Process
Mackinac
- 72x72 -
December 11, 2013
Sometimes, a painting emerges quickly and wholly, born easily from the swollen belly of artistic imagination. Most times though, for me, painting is an intense struggle, like wrestling with the angels. It is a struggle whose outcome is not assured and all the rules are backwards. A success can mean a stillborn image. A failure can result in something transcendent and alive. Painting at its best is a divine communion, but the process can be brutal. My large paintings are all landscapes at the core. Even the figurative paintings are as much about the space as they are about the figurative elements. The small still lifes are not just paintings of flowers, they are studies of volumes of space. I started painting landscapes in and around Philadelphia and then eventually discovered the pine barrens of south central New Jersey. The pine barrens area is full of streams and ponds, so my plein air paintings often took on the symmetry of reflected landscape forms. Coming to Texas with its big skies and wide open landscapes has brought more atmosphere into my paintings.
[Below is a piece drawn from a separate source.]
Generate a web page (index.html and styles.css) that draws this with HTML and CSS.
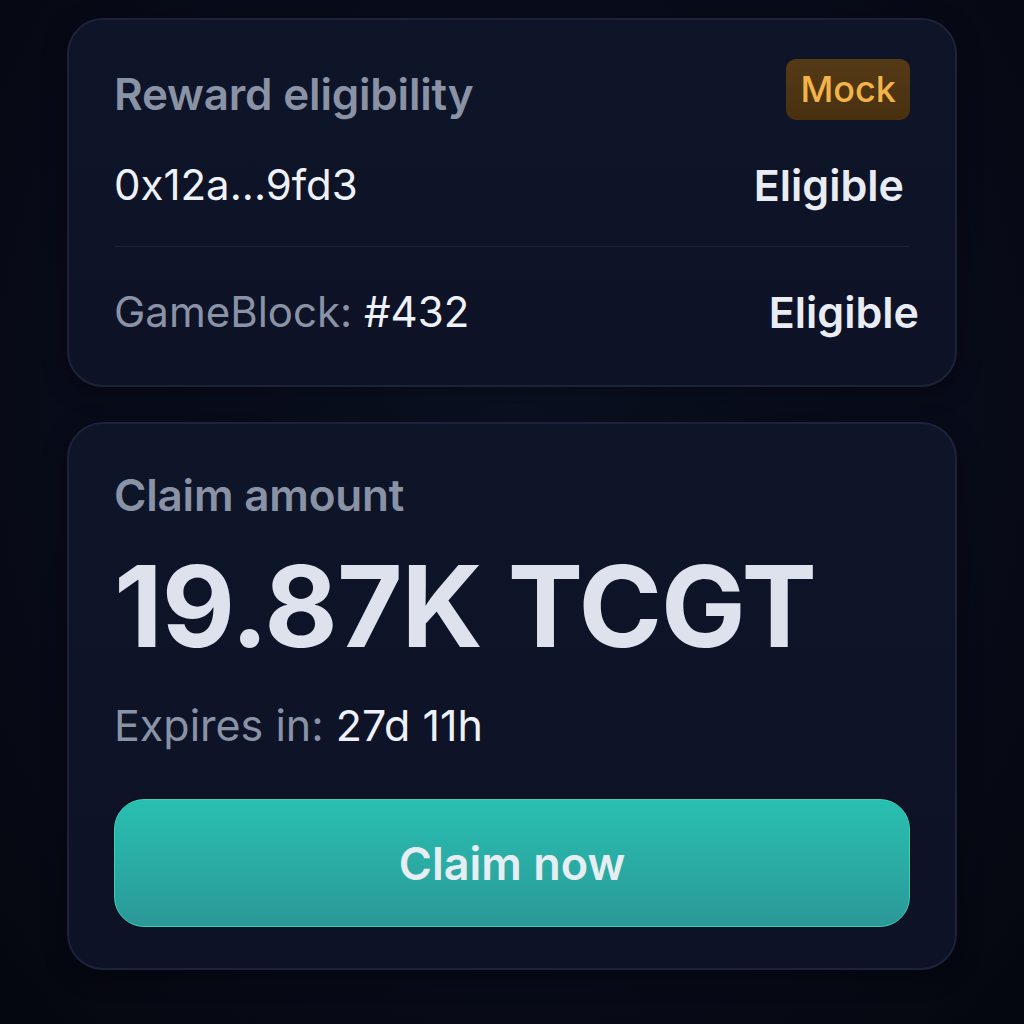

Texas also sits at a rich and sometimes violent cultural cross roads. There is a deep vein of historical and cultural images to mine.But the paintings are more than just imagery. Texture, color, light, space, symmetry, scale, edge and emergence are all important visual elements. Beyond their iconography, the paintings are also as much about their struggle toward creation as they are about image. The process of pushing a living image through many states toward completion gives it an emergent quality and visual complexity. The push is a very physical process, the paintings reflect that physicality. And at another level, each painting represents a journey into the unknown. I never know where a large painting is going. I only paint and wrestle and wait for the image to be born.